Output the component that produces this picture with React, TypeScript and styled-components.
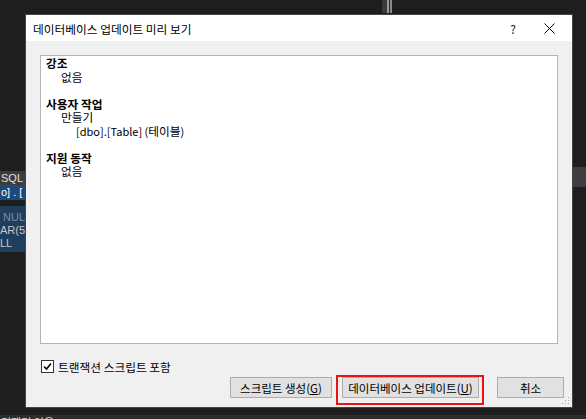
import React from "react";
import styled, { createGlobalStyle } from "styled-components";

const Global = createGlobalStyle`
  html, body { margin: 0; padding: 0; }
  body {
    width: 586px; height: 419px; overflow: hidden;
    background: #1e1e1e;
    font-family: "Noto Sans CJK KR", "Noto Sans", sans-serif;
  }
`;

const Desktop = styled.div`
  position: relative;
  width: 586px;
  height: 419px;
  overflow: hidden;
  background: #1e1e1e;
  display: flex;
  flex-direction: column;
`;

const TopStrip = styled.div`
  height: 13px;
  display: flex;
  padding-left: 382px;
`;

const Splitter = styled.div<{ $c: string; $w: number }>`
  width: ${(p) => p.$w}px;
  background: ${(p) => p.$c};
`;

const Middle = styled.div`
  flex: 1;
  display: flex;
  justify-content: space-between;
`;

const EditorEdge = styled.div`
  width: 25px;
  padding-top: 158px;
  display: flex;
  flex-direction: column;
  font-family: "Liberation Sans", "Noto Sans", sans-serif;
  font-size: 11px;
  overflow: hidden;
  white-space: nowrap;
`;

const EdgeRow = styled.div<{ $bg: string; $color: string; $h: number }>`
  height: ${(p) => p.$h}px;
  line-height: ${(p) => p.$h}px;
  background: ${(p) => p.$bg};
  color: ${(p) => p.$color};
  padding-left: 1px;
`;

const EdgeBlock = styled.div`
  margin-top: 6px;
  width: 25px;
  height: 46px;
  background: #1f3e5e;
  line-height: 13px;
  padding-top: 5px;
  box-sizing: border-box;
  color: #c8c8c8;
`;

const NullText = styled.div`
  color: #7a8ea6;
  padding-left: 3px;
`;

const RightEdge = styled.div`
  width: 13px;
  padding-top: 154px;
`;

const ScrollThumb = styled.div`
  height: 20px;
  background: #3e3e42;
`;

const StatusBar = styled.div`
  height: 4px;
  background: #2d2d30;
  font-size: 11px;
  color: #ddd;
  line-height: 14px;
  padding-left: 1px;
  overflow: hidden;
`;

const Dialog = styled.div`
  position: absolute;
  left: 25px;
  top: 14px;
  width: 548px;
  height: 394px;
  box-sizing: border-box;
  border: 1px solid #454545;
  background: #f0f0f0;
  display: flex;
  flex-direction: column;
  font-size: 11.5px;
  color: #000;
`;

const TitleBar = styled.div`
  height: 26px;
  background: #fff;
  display: flex;
  align-items: center;
  padding-left: 7px;
`;

const Title = styled.div`
  flex: 1;
  font-size: 11.7px;
  color: #000;
`;

const TitleButton = styled.div<{ $w: number }>`
  width: ${(p) => p.$w}px;
  height: 26px;
  display: flex;
  align-items: center;
  justify-content: center;
  font-size: 12px;
  color: #222;
`;

const Body = styled.div`
  flex: 1;
  padding: 14px 0 0 14px;
  display: flex;
  flex-direction: column;
  position: relative;
`;

const TextBox = styled.div`
  width: 518px;
  height: 289px;
  box-sizing: border-box;
  background: #fff;
  border: 1px solid #b4b4b4;
  padding: 0 0 0 5px;
  font-size: 11.7px;
  line-height: 13.5px;
`;

const Line = styled.div<{ $level: number; $bold?: boolean }>`
  padding-left: ${(p) => p.$level * 15}px;
  font-weight: ${(p) => (p.$bold ? 700 : 400)};
  height: 13.5px;
  white-space: pre;
`;

const Latin = styled.span`
  font-size: 11px;
`;

const CheckRow = styled.label`
  display: flex;
  align-items: center;
  margin-top: 16px;
  margin-left: 1px;
  gap: 4px;
  height: 13px;
  font-size: 11.7px;
`;

const CheckBox = styled.span`
  width: 13px;
  height: 13px;
  box-sizing: border-box;
  border: 1px solid #333;
  background: #fff;
  display: flex;
  align-items: center;
  justify-content: center;
`;

const ButtonRow = styled.div`
  display: flex;
  margin-top: 4px;
  padding-left: 190px;
`;

const Button = styled.div<{ $w: number; $ml: number }>`
  position: relative;
  width: ${(p) => p.$w}px;
  margin-left: ${(p) => p.$ml}px;
  height: 21px;
  box-sizing: border-box;
  background: #e1e1e1;
  border: 1px solid #adadad;
  display: flex;
  align-items: center;
  justify-content: center;
  font-size: 11.5px;
  white-space: nowrap;
`;

const Accel = styled.span`
  text-decoration: underline;
`;

const Highlight = styled.div`
  position: absolute;
  left: -7px;
  top: -3px;
  right: -6px;
  bottom: -8px;
  border: 2px solid #ee1111;
  pointer-events: none;
`;

const Grip = styled.svg`
  position: absolute;
  right: 2px;
  bottom: 2px;
`;

export default function App() {
  return (
    <>
      <Global />
      <Desktop>
        <TopStrip>
          <Splitter $c="#3a3a3a" $w={5} />
          <Splitter $c="#9a9a9a" $w={2} />
          <Splitter $c="#2a2a2a" $w={1} />
          <Splitter $c="#8a8a8a" $w={2} />
        </TopStrip>
        <Middle>
          <EditorEdge>
            <EdgeRow $bg="#3c3c3c" $color="#e0e0e0" $h={14}>SQL</EdgeRow>
            <EdgeRow $bg="#1c4a7c" $color="#ffffff" $h={15}>o] . [</EdgeRow>
            <EdgeBlock>
              <NullText>NULL</NullText>
              <div>AR(50</div>
              <div>LL</div>
            </EdgeBlock>
          </EditorEdge>
          <RightEdge>
            <ScrollThumb />
          </RightEdge>
        </Middle>
        <StatusBar>리팩터 있음</StatusBar>

        <Dialog>
          <TitleBar>
            <Title>데이터베이스 업데이트 미리 보기</Title>
            <TitleButton $w={28}>?</TitleButton>
            <TitleButton $w={45}>
              <svg width="11" height="11" viewBox="0 0 11 11">
                <path d="M0.5 0.5 L10.5 10.5 M10.5 0.5 L0.5 10.5" stroke="#000" strokeWidth="1" />
              </svg>
            </TitleButton>
          </TitleBar>
          <Body>
            <TextBox>
              <Line $level={0} $bold>강조</Line>
              <Line $level={1}>없음</Line>
              <Line $level={0}> </Line>
              <Line $level={0} $bold>사용자 작업</Line>
              <Line $level={1}>만들기</Line>
              <Line $level={2}>
                <Latin>[dbo].[Table] (</Latin>테이블<Latin>)</Latin>
              </Line>
              <Line $level={0}> </Line>
              <Line $level={0} $bold>지원 동작</Line>
              <Line $level={1}>없음</Line>
            </TextBox>
            <CheckRow>
              <CheckBox>
                <svg width="9" height="9" viewBox="0 0 9 9">
                  <path d="M1 4.5 L3.5 7 L8 1.5" fill="none" stroke="#000" strokeWidth="1.6" />
                </svg>
              </CheckBox>
              트랜잭션 스크립트 포함
            </CheckRow>
            <ButtonRow>
              <Button $w={102} $ml={0}>
                스크립트 생성(<Accel>G</Accel>)
              </Button>
              <Button $w={137} $ml={10}>
                데이터베이스 업데이트(<Accel>U</Accel>)
                <Highlight />
              </Button>
              <Button $w={67} $ml={18}>
                취소
              </Button>
            </ButtonRow>
            <Grip width="8" height="8" viewBox="0 0 8 8">
              <rect x="6" y="0" width="1" height="1" fill="#aaa" />
              <rect x="3" y="3" width="1" height="1" fill="#aaa" />
              <rect x="6" y="3" width="1" height="1" fill="#aaa" />
              <rect x="0" y="6" width="1" height="1" fill="#aaa" />
              <rect x="3" y="6" width="1" height="1" fill="#aaa" />
              <rect x="6" y="6" width="1" height="1" fill="#aaa" />
            </Grip>
          </Body>
        </Dialog>
      </Desktop>
    </>
  );
}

____

Exercise description:
In the material above, show every line where the word "React" turns up.

Written response:
Output the component that produces this picture with React, TypeScript and styled-components.
import React from "react";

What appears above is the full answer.